Projects concerned with this frequently require contributors to sign a CLA (Contributor License Agreement) where the contributor gives permission for the project to use the contributions and relicense them in the future. E.g., Ubuntu [1].
I don't think that's quite accurate either. Although you can include MIT-licensed code in a project that is, as a whole, licensed under the GPL, you still must include the original license and copyright, rather than "going from MIT to GPL."
For example, if you have an MIT-licensed project and I contribute to it, my MIT-licensed contribution will remain MIT-licensed, regardless of what you do in the future. If you change your project license to GPLv3, and later can prove that someone used my code from your project after downloading your project's source, I do not think you will be able to successfully hold them to the GPLv3 and force them to release the source of their derivative work.

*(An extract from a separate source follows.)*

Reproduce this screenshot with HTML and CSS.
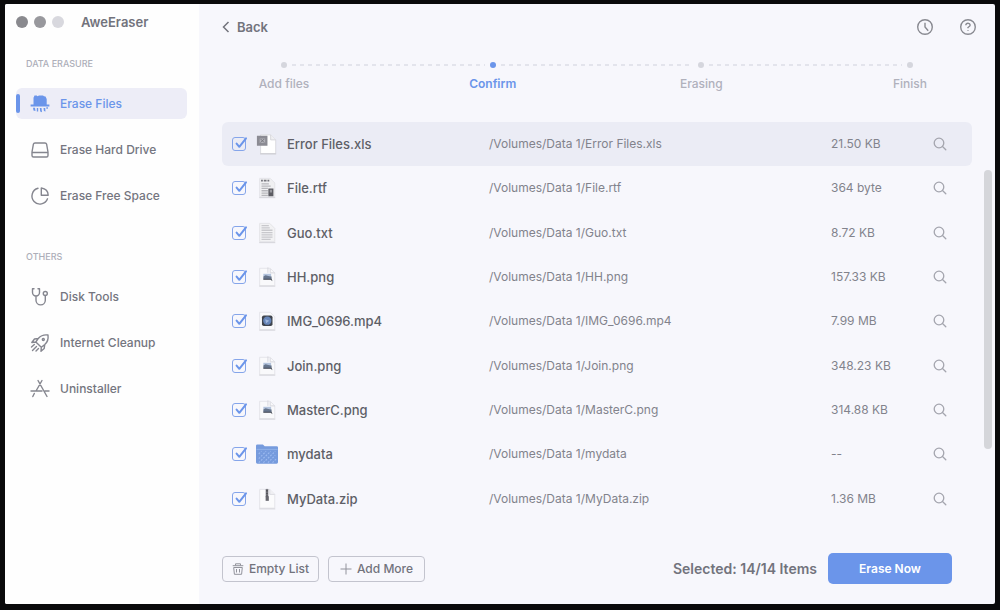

My understanding is a bit different, but also not a lawyer.
> going from MIT to GPL is fine, but GPL to MIT is not
AFAIK both are _not_ fine, eapecially because the licenses are totally incompatible.
When you publish a patch under a certain license (that of the project at the moment of the contribution), you _only_ allow using your code under that license. This is why dual licensing is a thing.
Except when you sign a CLA - mostly used by companies to gain copyright over your work. In that case the company can do whatever they want - even charge you later to use your own code.
License your work under GPL3 and if someone want to uses your engine in a proprietary game, then you can sell him your game engine under a permissive license. Just be sure that the other contributor are okay with it.
GPL has great provisions against hostile forks, but as is it's a bit too restrictive for games as final products.
I'd imagine that LGPL would give both an incentive to contribute to the engine, and a way to commercially release games based on it, without GPLing all the assets and all the game mechanics.
One of the most celebrated changes in SDL2 was moving from LGPL to ZLIB license. All the linking requirements of LGPL are a pain for games and distribution.
I think you meant "Lesser GPL with the static linking exception". IIRC glibc is "stock" LGPL 2.1 without any linking exception, so I may have misunderstood your comment and you mean just LGPL.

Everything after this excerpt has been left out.